— Start —
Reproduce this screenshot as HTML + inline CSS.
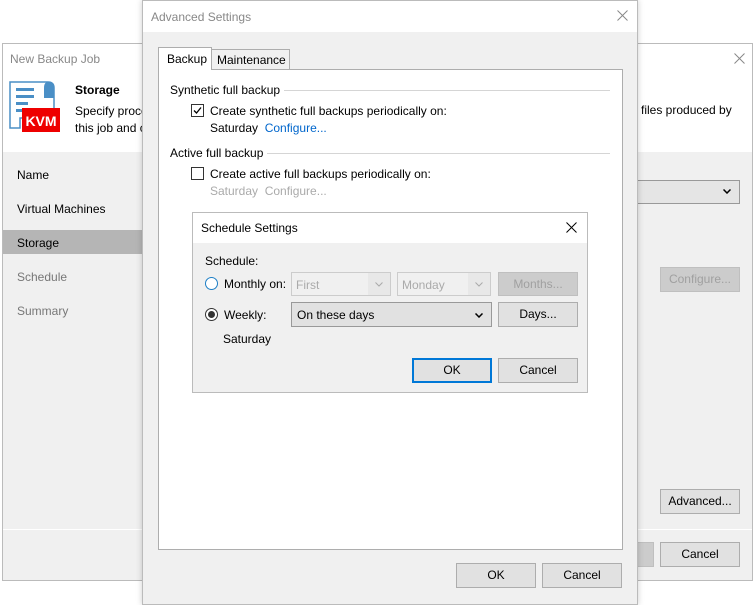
<!DOCTYPE html>
<html><head><style>
*{box-sizing:border-box;margin:0;padding:0}
body{width:755px;height:605px;position:relative;background:#fff;font-family:"Liberation Sans",sans-serif;font-size:12px;color:#000;overflow:hidden}
.a{position:absolute}
.btn{position:absolute;background:#e1e1e1;border:1px solid #adadad;text-align:center;line-height:22px;font-size:12px}
.dis{color:#a0a0a0;background:#ccc;border-color:#bfbfbf}
.sep{position:absolute;height:1px;background:#d5d5d5}
.cb{position:absolute;width:13px;height:13px;border:1px solid #333;background:#fff}
.gray{color:#9a9a9a}
.link{color:#0066cc}
</style></head><body>
<div class="a" style="left:2px;top:43px;width:751px;height:538px;border:1px solid #bbb;background:#f0f0f0"></div>
<div class="a" style="left:3px;top:44px;width:749px;height:108px;background:#fff"></div>
<div class="a" style="left:10px;top:52px;font-size:12px;color:#888">New Backup Job</div>
<svg class="a" style="left:734px;top:53px" width="11" height="11"><path d="M0.5 0.5L10.5 10.5M10.5 0.5L0.5 10.5" stroke="#888" stroke-width="1"/></svg>
<svg class="a" style="left:8px;top:80px" width="52" height="52" viewBox="0 0 52 52">
<path d="M2 2 H40 Q46 2 46 8 V38 H12 V48 H2 Z" fill="#fff" stroke="#4a8fc6" stroke-width="1.5"/>
<path d="M40 2 Q46 2 46 8 V18 H36 V8 Q36 2 40 2Z" fill="#4a8fc6"/>
<rect x="8" y="8" width="18" height="3" fill="#4a8fc6"/><rect x="8" y="15" width="18" height="3" fill="#4a8fc6"/><rect x="8" y="22" width="12" height="3" fill="#4a8fc6"/><rect x="8" y="29" width="12" height="3" fill="#4a8fc6"/>
<rect x="14" y="28" width="38" height="24" fill="#e00"/>
<text x="33" y="46" font-family="Liberation Sans" font-weight="bold" font-size="14" fill="#fff" text-anchor="middle">KVM</text>
</svg>
<div class="a" style="left:75px;top:83px;font-weight:bold">Storage</div>
<div class="a" style="left:75px;top:103px;line-height:17px">Specify proce<br>this job and c</div>
<div class="a" style="left:641px;top:103px">files produced by</div>
<div class="a" style="left:3px;top:152px;width:139px;height:377px;background:#f0f0f0"></div>
<div class="a" style="left:17px;top:168px">Name</div>
<div class="a" style="left:17px;top:202px">Virtual Machines</div>
<div class="a" style="left:3px;top:230px;width:140px;height:24px;background:#b5b5b5"></div>
<div class="a" style="left:17px;top:236px">Storage</div>
<div class="a" style="left:17px;top:270px;color:#777">Schedule</div>
<div class="a" style="left:17px;top:304px;color:#777">Summary</div>
<div class="a" style="left:630px;top:180px;width:110px;height:24px;background:#e5e5e5;border:1px solid #999"></div>
<svg class="a" style="left:723px;top:189px" width="8" height="5"><path d="M0.5 0.5L4 4L7.5 0.5" stroke="#000" stroke-width="1.5" fill="none"/></svg>
<div class="btn dis" style="left:660px;top:267px;width:80px;height:25px">Configure...</div>
<div class="btn" style="left:660px;top:489px;width:80px;height:25px">Advanced...</div>
<div class="a" style="left:3px;top:529px;width:749px;height:1px;background:#fff"></div>
<div class="btn dis" style="left:620px;top:542px;width:34px;height:25px"></div>
<div class="btn" style="left:660px;top:542px;width:80px;height:25px">Cancel</div>
<div class="a" style="left:142px;top:0;width:496px;height:605px;border:1px solid #bbb;background:#f0f0f0;box-shadow:0 0 6px rgba(0,0,0,.2)"></div>
<div class="a" style="left:143px;top:1px;width:494px;height:31px;background:#fff"></div>
<div class="a" style="left:151px;top:10px;color:#888">Advanced Settings</div>
<svg class="a" style="left:617px;top:10px" width="11" height="11"><path d="M0.5 0.5L10.5 10.5M10.5 0.5L0.5 10.5" stroke="#888" stroke-width="1"/></svg>
<div class="a" style="left:158px;top:69px;width:465px;height:481px;background:#fff;border:1px solid #adadad"></div>
<div class="a" style="left:211px;top:49px;width:79px;height:21px;background:#f0f0f0;border:1px solid #adadad;padding:3px 0 0 5px">Maintenance</div>
<div class="a" style="left:158px;top:47px;width:54px;height:23px;background:#fff;border:1px solid #adadad;border-bottom:none;padding:4px 0 0 8px">Backup</div>
<div class="a" style="left:170px;top:83px">Synthetic full backup</div>
<div class="sep" style="left:284px;top:90px;width:326px"></div>
<div class="cb" style="left:191px;top:104px"><svg width="11" height="11" style="position:absolute;left:0;top:0"><path d="M2 5.5L4.5 8L9 2.5" stroke="#000" stroke-width="1.3" fill="none"/></svg></div>
<div class="a" style="left:210px;top:104px">Create synthetic full backups periodically on:</div>
<div class="a" style="left:210px;top:121px">Saturday <span class="link">&nbsp;Configure...</span></div>
<div class="a" style="left:170px;top:146px">Active full backup</div>
<div class="sep" style="left:267px;top:153px;width:343px"></div>
<div class="cb" style="left:191px;top:167px"></div>
<div class="a" style="left:210px;top:167px">Create active full backups periodically on:</div>
<div class="a" style="left:210px;top:184px;color:#aaa">Saturday &nbsp;Configure...</div>
<div class="btn" style="left:456px;top:563px;width:80px;height:25px">OK</div>
<div class="btn" style="left:542px;top:563px;width:80px;height:25px">Cancel</div>
<div class="a" style="left:192px;top:212px;width:396px;height:181px;border:1px solid #bbb;background:#f0f0f0"></div>
<div class="a" style="left:193px;top:213px;width:394px;height:30px;background:#fff"></div>
<div class="a" style="left:201px;top:221px">Schedule Settings</div>
<svg class="a" style="left:566px;top:222px" width="11" height="11"><path d="M0.5 0.5L10.5 10.5M10.5 0.5L0.5 10.5" stroke="#000" stroke-width="1"/></svg>
<div class="a" style="left:205px;top:254px">Schedule:</div>
<div class="a" style="left:205px;top:277px;width:13px;height:13px;border-radius:50%;border:1px solid #1e7fc6;background:#fff"></div>
<div class="a" style="left:224px;top:277px">Monthly on:</div>
<div class="a" style="left:291px;top:272px;width:100px;height:24px;border:1px solid #ccc;background:#f0f0f0;color:#aaa;padding:5px 4px">First<span style="position:absolute;right:0;top:0;width:22px;height:22px;background:#e8e8e8"><svg style="position:absolute;left:7px;top:9px" width="8" height="5"><path d="M0.5 0.5L4 4L7.5 0.5" stroke="#aaa" stroke-width="1" fill="none"/></svg></span></div>
<div class="a" style="left:397px;top:272px;width:94px;height:24px;border:1px solid #ccc;background:#f0f0f0;color:#aaa;padding:5px 4px">Monday<span style="position:absolute;right:0;top:0;width:22px;height:22px;background:#e8e8e8"><svg style="position:absolute;left:7px;top:9px" width="8" height="5"><path d="M0.5 0.5L4 4L7.5 0.5" stroke="#aaa" stroke-width="1" fill="none"/></svg></span></div>
<div class="btn dis" style="left:498px;top:272px;width:80px;height:24px">Months...</div>
<div class="a" style="left:205px;top:308px;width:13px;height:13px;border-radius:50%;border:1px solid #333;background:#fff"><div style="margin:2px;width:7px;height:7px;border-radius:50%;background:#333"></div></div>
<div class="a" style="left:224px;top:308px">Weekly:</div>
<div class="a" style="left:291px;top:302px;width:201px;height:25px;border:1px solid #999;background:#e1e1e1;padding:5px 5px">On these days<svg style="position:absolute;right:8px;top:10px" width="8" height="5"><path d="M0.5 0.5L4 4L7.5 0.5" stroke="#000" stroke-width="1.5" fill="none"/></svg></div>
<div class="btn" style="left:498px;top:302px;width:80px;height:25px">Days...</div>
<div class="a" style="left:223px;top:332px">Saturday</div>
<div class="btn" style="left:412px;top:358px;width:80px;height:25px;border:2px solid #0078d7;line-height:21px">OK</div>
<div class="btn" style="left:498px;top:358px;width:80px;height:25px">Cancel</div>
</body></html>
— End —
Task statement
Identify each line of the material where the word "this" shows up, and copy it.

Exercise solution
Reproduce this screenshot as HTML + inline CSS.
<div class="a" style="left:75px;top:103px;line-height:17px">Specify proce<br>this job and c</div>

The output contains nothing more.